Coca tea, for example, is sold in markets and served at tourist hotel breakfasts. The coca liquid, says Sdenka Silva, owner of a coca museum in La Paz, "produces an anesthetic effect in the mouth, light euphoria, and sensation of increased awareness and energy."

Coca leaves can be more profitably made into cocaine. Typically the product is sold to middlemen who transport it to jungle laboratories, where it is mashed and processed into a cocaine paste. It is then moved out of the region to more sophisticated labs, where it is condensed and further refined.

The coca growers here are paid $800 to $1,000 for providing enough leaves to make a kilogram (2.2 pounds) of cocaine paste, Caballero says. Once processed, the price of that kilo of paste cocaine goes up to $2,500, he says.

Some of the cocaine from here goes through Mexico to the USA, but most, Caballero says, moves through Brazil to Europe.

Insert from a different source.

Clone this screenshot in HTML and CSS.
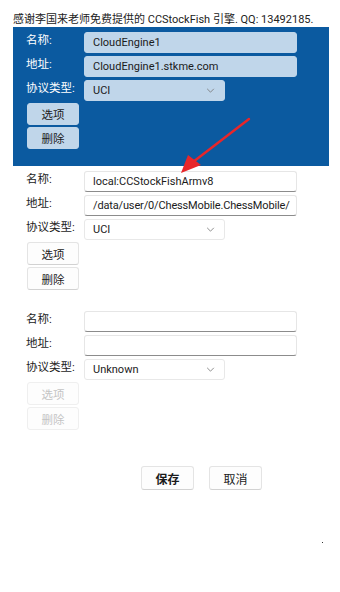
FILE: index.html
```html
<!DOCTYPE html>
<html lang="zh">
<head>
  <meta charset="UTF-8">
  <meta name="viewport" content="width=device-width, initial-scale=1.0">
  <title>引擎设置</title>
  <link rel="stylesheet" href="styles.css">
</head>
<body>
  <div class="page">
    <p class="thanks">感谢李国来老师免费提供的 CCStockFish 引擎. QQ: 13492185.</p>

    <!-- cloud engine, selected -->
    <div class="engine-wrap selected">
      <div class="engine">
        <span class="label">名称:</span>
        <div class="field">CloudEngine1</div>
        <span class="label">地址:</span>
        <div class="field">CloudEngine1.stkme.com</div>
        <span class="label">协议类型:</span>
        <div class="select"><span>UCI</span><svg class="chev" viewBox="0 0 10 6"><path d="M1 1 L5 5 L9 1"/></svg></div>
        <button class="btn">选项</button>
        <button class="btn">删除</button>
      </div>
    </div>

    <!-- local engine -->
    <div class="engine-wrap local">
      <div class="engine">
        <span class="label">名称:</span>
        <div class="field">local:CCStockFishArmv8</div>
        <span class="label">地址:</span>
        <div class="field">/data/user/0/ChessMobile.ChessMobile/</div>
        <span class="label">协议类型:</span>
        <div class="select"><span>UCI</span><svg class="chev" viewBox="0 0 10 6"><path d="M1 1 L5 5 L9 1"/></svg></div>
        <button class="btn">选项</button>
        <button class="btn">删除</button>
      </div>
    </div>

    <!-- new engine -->
    <div class="engine-wrap empty">
      <div class="engine">
        <span class="label">名称:</span>
        <div class="field"></div>
        <span class="label">地址:</span>
        <div class="field"></div>
        <span class="label">协议类型:</span>
        <div class="select"><span>Unknown</span><svg class="chev" viewBox="0 0 10 6"><path d="M1 1 L5 5 L9 1"/></svg></div>
        <button class="btn" disabled>选项</button>
        <button class="btn" disabled>删除</button>
      </div>
    </div>

    <div class="actions">
      <button class="btn big strong">保存</button>
      <button class="btn big">取消</button>
    </div>
    <div class="dot"></div>

    <svg class="arrow" width="80" height="60" viewBox="0 0 80 60">
      <path d="M70 2 L14 45" stroke="#e8262a" stroke-width="2.4" stroke-linecap="round" fill="none"/>
      <path d="M2 56 L9 38 L22 48 Z" fill="#e8262a"/>
    </svg>
  </div>
</body>
</html>
```

FILE: styles.css
```css
body {
  margin: 0;
  background: #fff;
  font-family: Roboto, "Noto Sans CJK SC", sans-serif;
  color: #1b1b1b;
}

.page {
  position: relative;
  width: 340px;
  height: 592px;
}

.thanks {
  margin: 0;
  padding: 13px 0 0 13px;
  font-size: 11px;
  line-height: 14px;
  color: #222;
  white-space: nowrap;
}

/* Engine blocks */
.engine-wrap {
  margin: 0 11px 0 13px;
  padding: 5px 0 16px 13px;
}

.engine-wrap.selected {
  background: #0b5aa0;
  color: #fff;
  padding-bottom: 17px;
}

.engine-wrap.empty {
  padding-bottom: 0;
}

.engine {
  display: grid;
  grid-template-columns: 58px 213px;
  row-gap: 3px;
  align-items: start;
}

.label {
  font-size: 11.5px;
  line-height: 16px;
  grid-column: 1;
}

.field {
  height: 21px;
  box-sizing: border-box;
  padding: 0 6px 0 8px;
  font-size: 11px;
  line-height: 20px;
  background: #fff;
  border: 1px solid #e6e6e6;
  border-bottom-color: #8c8c8c;
  border-radius: 3px;
  white-space: nowrap;
  overflow: hidden;
  color: #1b1b1b;
}

.local .field:nth-of-type(2) {
  letter-spacing: -0.15px;
}

.select {
  width: 141px;
  height: 21px;
  box-sizing: border-box;
  padding: 0 8px;
  display: flex;
  align-items: center;
  justify-content: space-between;
  font-size: 11px;
  background: #fff;
  border: 1px solid #e8e8e8;
  border-radius: 3px;
  color: #1b1b1b;
}

.chev {
  width: 9px;
  height: 5px;
  margin-right: 1px;
  fill: none;
  stroke: #777;
  stroke-width: 1;
}

.selected .field,
.selected .select {
  background: #c0d6ea;
  border-color: #c0d6ea;
}

.btn {
  grid-column: 1;
  width: 52px;
  height: 23px;
  margin-left: 1px;
  padding: 0;
  font-family: inherit;
  font-size: 11.5px;
  color: #1b1b1b;
  background: #fdfdfd;
  border: 1px solid #e4e4e4;
  border-bottom-color: #d2d2d2;
  border-radius: 3px;
}

.engine .btn + .btn {
  margin-top: -1px;
}

.engine .select + .btn {
  margin-top: -1px;
}

.selected .btn {
  background: #c0d6ea;
  border-color: #c0d6ea;
  height: 22px;
}

.btn:disabled {
  color: #c4c4c4;
  background: #fdfdfd;
  border-color: #efefef;
}

/* Save / cancel */
.actions {
  display: flex;
  gap: 15px;
  padding: 36px 0 0 141px;
}

.btn.big {
  width: 53px;
  height: 24px;
  margin: 0;
  font-size: 12px;
}

.btn.strong {
  font-weight: bold;
}

.dot {
  width: 1px;
  height: 1px;
  margin: 52px 0 0 322px;
  background: #333;
}

.arrow {
  position: absolute;
  left: 179px;
  top: 117px;
}
```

The U.S. State Department estimates that Bolivia produces and sends 71 tons of cocaine to the world market annually. In 2005, the Bolivian military uprooted and destroyed 19,800 acres of coca fields. The Bolivian counternarcotics forces, trained by the U.S. Drug Enforcement Administration, destroyed 3,888 jungle cocaine labs, confiscated nearly 50 tons of cocaine paste and arrested 4,208 suspected drug traffickers, according to the Bolivian government.

U.S. DEA agents are in Bolivia training police and military counternarcotics forces, but they do not participate in raids.

"We catch more, they produce more, then we catch more," Alvarez says. "The drug traffickers have more money and better technology than we do. Look, our mobile (phones) don't even get reception when it rains. So, who's winning? It is hard to say."